Rows from a dataset of pages and code

+ + +

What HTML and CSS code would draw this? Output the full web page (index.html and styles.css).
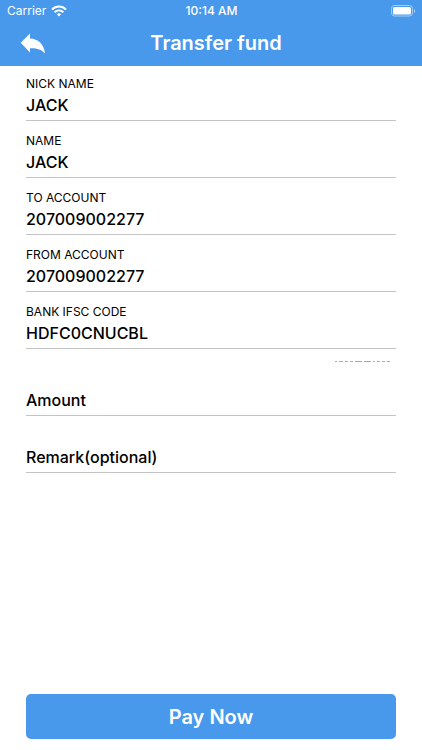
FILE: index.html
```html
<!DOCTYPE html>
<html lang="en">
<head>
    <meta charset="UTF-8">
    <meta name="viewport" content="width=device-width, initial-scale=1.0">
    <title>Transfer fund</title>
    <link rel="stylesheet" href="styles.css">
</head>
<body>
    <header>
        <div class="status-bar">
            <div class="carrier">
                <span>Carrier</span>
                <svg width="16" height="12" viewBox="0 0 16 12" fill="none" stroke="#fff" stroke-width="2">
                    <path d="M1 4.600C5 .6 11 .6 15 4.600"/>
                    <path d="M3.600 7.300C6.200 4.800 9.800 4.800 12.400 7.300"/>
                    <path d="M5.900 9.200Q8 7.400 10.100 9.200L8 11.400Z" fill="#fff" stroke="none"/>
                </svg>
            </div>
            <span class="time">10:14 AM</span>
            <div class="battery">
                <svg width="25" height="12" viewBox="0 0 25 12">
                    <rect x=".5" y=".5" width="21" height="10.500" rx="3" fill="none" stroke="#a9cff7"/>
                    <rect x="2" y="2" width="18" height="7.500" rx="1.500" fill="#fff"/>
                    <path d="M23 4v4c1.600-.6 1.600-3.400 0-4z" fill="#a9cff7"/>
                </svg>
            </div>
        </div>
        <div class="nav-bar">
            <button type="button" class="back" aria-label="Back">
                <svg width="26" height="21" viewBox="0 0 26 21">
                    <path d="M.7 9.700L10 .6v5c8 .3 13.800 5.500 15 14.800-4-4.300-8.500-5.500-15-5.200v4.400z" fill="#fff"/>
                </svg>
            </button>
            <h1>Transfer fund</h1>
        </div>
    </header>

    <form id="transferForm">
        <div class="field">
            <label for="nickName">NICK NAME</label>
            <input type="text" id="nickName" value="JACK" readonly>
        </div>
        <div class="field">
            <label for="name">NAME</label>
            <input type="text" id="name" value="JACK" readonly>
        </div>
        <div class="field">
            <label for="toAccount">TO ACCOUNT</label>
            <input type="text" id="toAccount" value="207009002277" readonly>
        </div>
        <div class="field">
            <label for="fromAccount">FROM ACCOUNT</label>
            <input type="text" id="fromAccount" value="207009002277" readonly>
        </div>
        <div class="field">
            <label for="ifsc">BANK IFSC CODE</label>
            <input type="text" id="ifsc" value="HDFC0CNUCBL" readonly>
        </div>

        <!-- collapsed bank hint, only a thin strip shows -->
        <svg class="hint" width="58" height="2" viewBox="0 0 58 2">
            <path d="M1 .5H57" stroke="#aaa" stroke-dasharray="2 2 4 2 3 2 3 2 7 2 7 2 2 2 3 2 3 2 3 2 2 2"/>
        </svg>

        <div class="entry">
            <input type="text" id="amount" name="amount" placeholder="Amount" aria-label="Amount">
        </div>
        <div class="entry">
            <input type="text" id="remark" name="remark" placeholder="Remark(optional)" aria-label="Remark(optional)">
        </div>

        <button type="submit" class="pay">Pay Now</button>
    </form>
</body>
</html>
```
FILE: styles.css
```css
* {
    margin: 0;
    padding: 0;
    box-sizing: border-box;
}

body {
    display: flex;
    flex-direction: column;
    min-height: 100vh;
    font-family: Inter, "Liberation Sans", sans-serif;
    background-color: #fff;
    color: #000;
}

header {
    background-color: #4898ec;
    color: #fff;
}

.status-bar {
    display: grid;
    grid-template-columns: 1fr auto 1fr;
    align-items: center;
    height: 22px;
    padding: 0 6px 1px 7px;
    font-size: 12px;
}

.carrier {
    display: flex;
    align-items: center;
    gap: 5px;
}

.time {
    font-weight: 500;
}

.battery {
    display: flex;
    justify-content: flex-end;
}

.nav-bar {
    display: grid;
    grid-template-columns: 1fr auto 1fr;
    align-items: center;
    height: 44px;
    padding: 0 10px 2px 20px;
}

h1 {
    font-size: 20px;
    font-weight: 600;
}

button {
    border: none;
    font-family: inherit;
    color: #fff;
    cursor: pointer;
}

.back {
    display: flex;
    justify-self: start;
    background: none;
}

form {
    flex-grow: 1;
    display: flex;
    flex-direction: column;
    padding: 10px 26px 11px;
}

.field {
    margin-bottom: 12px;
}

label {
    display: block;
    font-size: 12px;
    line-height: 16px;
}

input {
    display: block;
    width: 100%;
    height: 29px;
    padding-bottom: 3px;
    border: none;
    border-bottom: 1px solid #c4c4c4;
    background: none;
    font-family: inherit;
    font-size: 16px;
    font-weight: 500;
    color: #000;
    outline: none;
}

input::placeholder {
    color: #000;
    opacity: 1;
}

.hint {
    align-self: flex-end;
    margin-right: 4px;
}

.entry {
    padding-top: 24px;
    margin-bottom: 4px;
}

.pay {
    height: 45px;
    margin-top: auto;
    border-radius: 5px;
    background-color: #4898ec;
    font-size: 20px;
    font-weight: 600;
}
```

+ + +

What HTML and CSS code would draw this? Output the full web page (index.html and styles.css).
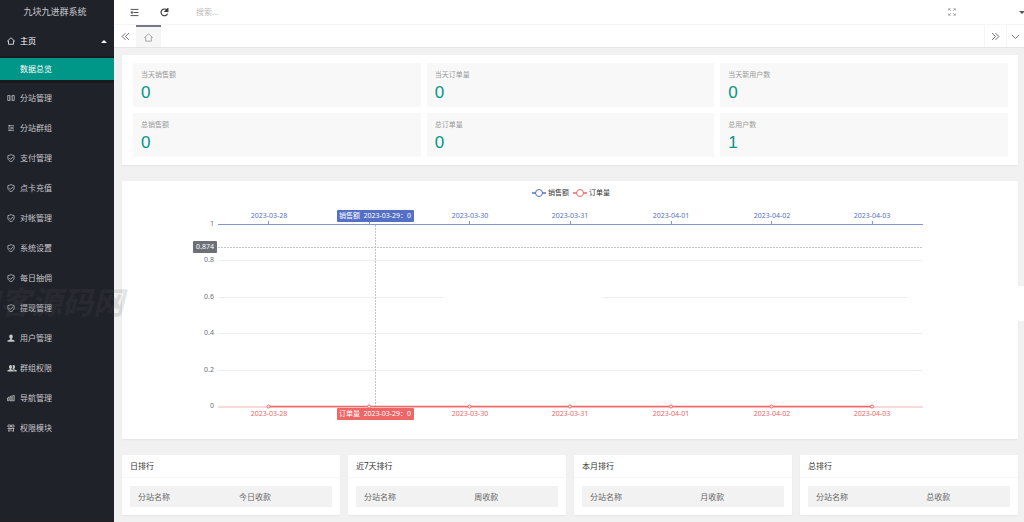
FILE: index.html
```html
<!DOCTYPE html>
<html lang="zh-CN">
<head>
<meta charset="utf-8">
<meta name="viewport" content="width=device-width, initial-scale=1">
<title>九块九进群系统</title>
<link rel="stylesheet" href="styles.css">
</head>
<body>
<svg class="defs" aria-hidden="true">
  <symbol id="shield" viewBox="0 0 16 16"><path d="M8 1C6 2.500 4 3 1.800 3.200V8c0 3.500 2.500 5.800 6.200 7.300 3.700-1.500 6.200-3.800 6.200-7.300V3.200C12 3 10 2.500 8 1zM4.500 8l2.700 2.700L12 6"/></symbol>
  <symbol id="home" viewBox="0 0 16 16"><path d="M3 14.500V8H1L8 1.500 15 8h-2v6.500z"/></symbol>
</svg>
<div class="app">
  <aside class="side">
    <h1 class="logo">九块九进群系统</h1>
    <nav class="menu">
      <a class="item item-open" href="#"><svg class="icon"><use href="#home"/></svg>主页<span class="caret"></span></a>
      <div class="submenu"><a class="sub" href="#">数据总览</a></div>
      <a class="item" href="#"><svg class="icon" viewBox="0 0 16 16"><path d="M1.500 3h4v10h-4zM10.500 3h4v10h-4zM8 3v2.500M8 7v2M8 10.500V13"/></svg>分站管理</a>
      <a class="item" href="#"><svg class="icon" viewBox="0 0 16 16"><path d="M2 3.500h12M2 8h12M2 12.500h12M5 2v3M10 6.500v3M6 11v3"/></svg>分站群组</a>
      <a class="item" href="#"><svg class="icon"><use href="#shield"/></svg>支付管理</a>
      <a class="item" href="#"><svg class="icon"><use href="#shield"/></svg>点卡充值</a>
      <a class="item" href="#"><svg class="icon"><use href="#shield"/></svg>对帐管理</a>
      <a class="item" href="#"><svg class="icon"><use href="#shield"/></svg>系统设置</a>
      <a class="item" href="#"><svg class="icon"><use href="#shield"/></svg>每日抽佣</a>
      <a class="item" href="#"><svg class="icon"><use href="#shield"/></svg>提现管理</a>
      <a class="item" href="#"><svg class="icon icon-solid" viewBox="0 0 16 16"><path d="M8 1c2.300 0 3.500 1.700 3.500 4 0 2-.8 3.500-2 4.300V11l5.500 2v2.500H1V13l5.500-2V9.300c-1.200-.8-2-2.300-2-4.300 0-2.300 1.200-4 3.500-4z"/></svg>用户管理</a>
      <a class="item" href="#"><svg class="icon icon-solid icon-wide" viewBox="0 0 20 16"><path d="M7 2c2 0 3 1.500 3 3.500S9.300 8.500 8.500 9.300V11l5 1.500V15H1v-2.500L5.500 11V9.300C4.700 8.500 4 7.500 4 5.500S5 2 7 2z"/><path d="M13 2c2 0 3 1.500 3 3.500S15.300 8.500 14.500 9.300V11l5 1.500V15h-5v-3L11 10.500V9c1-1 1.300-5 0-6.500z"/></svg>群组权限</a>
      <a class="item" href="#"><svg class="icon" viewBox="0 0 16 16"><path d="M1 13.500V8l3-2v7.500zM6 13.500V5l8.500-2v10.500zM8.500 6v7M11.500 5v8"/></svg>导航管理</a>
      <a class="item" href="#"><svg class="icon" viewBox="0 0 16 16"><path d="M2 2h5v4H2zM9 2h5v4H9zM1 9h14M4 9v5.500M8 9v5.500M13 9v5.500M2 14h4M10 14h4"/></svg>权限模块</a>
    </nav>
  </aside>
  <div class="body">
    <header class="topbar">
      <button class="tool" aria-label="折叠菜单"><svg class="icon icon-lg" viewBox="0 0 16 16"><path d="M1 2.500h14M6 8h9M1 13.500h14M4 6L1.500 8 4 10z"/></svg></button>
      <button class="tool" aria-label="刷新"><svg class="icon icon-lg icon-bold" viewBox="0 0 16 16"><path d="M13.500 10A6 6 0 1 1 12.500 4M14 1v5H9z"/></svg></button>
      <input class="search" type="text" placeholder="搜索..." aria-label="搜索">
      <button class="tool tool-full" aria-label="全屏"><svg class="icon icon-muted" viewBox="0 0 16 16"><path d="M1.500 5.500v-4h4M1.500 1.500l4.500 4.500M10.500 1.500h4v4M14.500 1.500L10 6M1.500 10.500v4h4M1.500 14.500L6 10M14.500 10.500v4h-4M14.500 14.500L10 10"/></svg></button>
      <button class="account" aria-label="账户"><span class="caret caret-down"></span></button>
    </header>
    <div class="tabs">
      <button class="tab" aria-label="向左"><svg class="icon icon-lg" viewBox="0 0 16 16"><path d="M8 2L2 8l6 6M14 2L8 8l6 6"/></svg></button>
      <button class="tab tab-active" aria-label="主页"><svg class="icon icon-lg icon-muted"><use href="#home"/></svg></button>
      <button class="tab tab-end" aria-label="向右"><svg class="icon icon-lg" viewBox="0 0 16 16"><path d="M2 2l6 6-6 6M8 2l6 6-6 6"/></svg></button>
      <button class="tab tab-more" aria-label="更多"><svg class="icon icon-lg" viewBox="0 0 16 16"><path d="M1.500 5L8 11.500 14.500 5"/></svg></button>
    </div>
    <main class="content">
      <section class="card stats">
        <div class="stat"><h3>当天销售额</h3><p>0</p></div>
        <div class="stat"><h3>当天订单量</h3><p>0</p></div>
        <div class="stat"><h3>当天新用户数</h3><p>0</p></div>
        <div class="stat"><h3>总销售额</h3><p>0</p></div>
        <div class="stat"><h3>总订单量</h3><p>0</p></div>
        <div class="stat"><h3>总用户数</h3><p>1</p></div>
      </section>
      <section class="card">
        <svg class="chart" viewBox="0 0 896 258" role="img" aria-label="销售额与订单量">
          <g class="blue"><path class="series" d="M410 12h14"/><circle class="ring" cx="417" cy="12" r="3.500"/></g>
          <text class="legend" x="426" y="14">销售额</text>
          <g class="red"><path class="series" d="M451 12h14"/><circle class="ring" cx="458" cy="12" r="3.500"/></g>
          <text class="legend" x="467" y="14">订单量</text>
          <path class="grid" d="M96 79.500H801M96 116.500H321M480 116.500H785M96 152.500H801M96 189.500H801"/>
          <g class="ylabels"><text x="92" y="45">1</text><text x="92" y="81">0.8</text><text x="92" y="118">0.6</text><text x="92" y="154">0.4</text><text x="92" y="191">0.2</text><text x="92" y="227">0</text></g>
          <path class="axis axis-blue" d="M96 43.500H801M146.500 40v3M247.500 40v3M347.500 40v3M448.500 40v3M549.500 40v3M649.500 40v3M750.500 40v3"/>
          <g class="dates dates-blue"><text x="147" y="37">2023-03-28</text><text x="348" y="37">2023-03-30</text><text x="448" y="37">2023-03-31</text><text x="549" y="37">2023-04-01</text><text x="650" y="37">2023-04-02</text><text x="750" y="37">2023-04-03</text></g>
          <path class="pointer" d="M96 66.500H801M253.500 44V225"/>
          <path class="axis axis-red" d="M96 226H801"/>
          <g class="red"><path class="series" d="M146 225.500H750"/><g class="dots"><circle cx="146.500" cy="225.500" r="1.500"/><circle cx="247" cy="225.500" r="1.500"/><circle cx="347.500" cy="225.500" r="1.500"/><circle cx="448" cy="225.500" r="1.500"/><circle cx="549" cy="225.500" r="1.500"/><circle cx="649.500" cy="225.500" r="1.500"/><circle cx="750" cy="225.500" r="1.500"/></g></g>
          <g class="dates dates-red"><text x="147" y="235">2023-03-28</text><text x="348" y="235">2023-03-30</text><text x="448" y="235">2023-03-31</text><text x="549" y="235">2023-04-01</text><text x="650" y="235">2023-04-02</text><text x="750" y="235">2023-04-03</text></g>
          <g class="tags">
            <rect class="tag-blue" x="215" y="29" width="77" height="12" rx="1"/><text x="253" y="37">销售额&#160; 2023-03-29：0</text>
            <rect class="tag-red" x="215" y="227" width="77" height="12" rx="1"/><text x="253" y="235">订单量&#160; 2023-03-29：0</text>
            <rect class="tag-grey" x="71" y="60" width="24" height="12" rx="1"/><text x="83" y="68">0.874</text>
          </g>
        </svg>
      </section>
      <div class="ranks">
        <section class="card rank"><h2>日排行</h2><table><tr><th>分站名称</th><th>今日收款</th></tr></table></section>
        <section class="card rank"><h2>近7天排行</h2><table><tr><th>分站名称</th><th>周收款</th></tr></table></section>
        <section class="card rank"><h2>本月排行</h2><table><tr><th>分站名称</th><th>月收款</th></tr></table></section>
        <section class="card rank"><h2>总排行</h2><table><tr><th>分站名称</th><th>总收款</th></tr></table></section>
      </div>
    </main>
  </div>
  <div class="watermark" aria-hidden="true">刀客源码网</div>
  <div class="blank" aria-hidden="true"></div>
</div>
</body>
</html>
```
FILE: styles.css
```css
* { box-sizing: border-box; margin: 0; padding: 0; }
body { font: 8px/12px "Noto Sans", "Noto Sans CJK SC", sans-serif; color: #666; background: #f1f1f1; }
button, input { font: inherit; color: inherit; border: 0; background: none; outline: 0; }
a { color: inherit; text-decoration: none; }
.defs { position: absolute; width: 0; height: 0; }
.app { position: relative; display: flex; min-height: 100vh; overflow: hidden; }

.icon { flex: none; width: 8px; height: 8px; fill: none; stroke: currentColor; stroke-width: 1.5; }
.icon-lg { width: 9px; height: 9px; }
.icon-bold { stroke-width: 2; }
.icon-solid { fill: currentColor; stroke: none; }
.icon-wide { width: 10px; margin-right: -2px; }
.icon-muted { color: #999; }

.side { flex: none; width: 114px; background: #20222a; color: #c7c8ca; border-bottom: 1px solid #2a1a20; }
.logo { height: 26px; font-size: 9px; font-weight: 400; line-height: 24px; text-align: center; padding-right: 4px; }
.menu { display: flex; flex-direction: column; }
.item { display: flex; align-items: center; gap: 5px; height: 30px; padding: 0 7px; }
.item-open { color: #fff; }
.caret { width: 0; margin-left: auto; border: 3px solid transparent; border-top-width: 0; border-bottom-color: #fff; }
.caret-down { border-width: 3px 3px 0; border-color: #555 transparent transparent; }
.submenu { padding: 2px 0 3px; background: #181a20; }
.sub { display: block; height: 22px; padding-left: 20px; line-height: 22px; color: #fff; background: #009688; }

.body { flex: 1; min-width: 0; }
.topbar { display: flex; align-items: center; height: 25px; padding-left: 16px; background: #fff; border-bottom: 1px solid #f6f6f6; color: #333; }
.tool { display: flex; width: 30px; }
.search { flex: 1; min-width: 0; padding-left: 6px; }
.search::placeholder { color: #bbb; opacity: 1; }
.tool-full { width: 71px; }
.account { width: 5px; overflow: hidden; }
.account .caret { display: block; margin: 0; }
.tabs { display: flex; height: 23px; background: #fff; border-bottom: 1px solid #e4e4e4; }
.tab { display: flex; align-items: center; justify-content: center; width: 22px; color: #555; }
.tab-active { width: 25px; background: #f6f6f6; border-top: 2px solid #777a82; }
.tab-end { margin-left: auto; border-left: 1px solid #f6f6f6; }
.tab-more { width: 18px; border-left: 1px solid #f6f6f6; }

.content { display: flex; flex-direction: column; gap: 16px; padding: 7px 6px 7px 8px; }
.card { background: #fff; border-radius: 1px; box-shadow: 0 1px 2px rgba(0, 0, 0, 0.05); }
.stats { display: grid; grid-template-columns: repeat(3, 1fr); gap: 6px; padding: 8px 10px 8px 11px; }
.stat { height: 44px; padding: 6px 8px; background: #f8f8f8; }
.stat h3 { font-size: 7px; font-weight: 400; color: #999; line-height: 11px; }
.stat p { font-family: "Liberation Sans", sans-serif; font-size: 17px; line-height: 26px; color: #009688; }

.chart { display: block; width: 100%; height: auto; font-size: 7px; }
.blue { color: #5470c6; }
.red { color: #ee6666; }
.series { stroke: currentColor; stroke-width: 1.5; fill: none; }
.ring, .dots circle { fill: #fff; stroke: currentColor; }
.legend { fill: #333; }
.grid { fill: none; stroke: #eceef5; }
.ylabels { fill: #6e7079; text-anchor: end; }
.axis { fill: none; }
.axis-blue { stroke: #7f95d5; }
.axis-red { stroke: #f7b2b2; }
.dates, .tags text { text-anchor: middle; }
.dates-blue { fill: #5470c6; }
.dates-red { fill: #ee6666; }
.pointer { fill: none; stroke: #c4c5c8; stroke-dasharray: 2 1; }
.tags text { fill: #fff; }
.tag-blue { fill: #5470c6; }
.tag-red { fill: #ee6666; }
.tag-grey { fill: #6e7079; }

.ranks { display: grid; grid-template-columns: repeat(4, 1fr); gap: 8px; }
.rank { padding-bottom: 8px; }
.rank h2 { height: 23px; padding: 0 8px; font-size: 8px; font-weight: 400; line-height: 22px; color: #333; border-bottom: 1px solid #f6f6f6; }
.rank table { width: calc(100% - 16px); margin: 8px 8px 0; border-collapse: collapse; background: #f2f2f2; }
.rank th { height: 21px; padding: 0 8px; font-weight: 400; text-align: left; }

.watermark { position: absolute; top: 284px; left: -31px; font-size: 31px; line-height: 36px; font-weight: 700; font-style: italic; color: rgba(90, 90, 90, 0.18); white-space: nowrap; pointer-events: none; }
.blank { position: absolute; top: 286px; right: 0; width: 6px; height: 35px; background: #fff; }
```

+ + +

Copy all lines from the material that hold "full".

**Output below:**
What HTML and CSS code would draw this? Output the full web page (index.html and styles.css).
What HTML and CSS code would draw this? Output the full web page (index.html and styles.css).
      <button class="tool tool-full" aria-label="全屏"><svg class="icon icon-muted" viewBox="0 0 16 16"><path d="M1.500 5.500v-4h4M1.500 1.500l4.500 4.500M10.500 1.500h4v4M14.500 1.500L10 6M1.500 10.500v4h4M1.500 14.500L6 10M14.500 10.500v4h-4M14.500 14.500L10 10"/></svg></button>
.tool-full { width: 71px; }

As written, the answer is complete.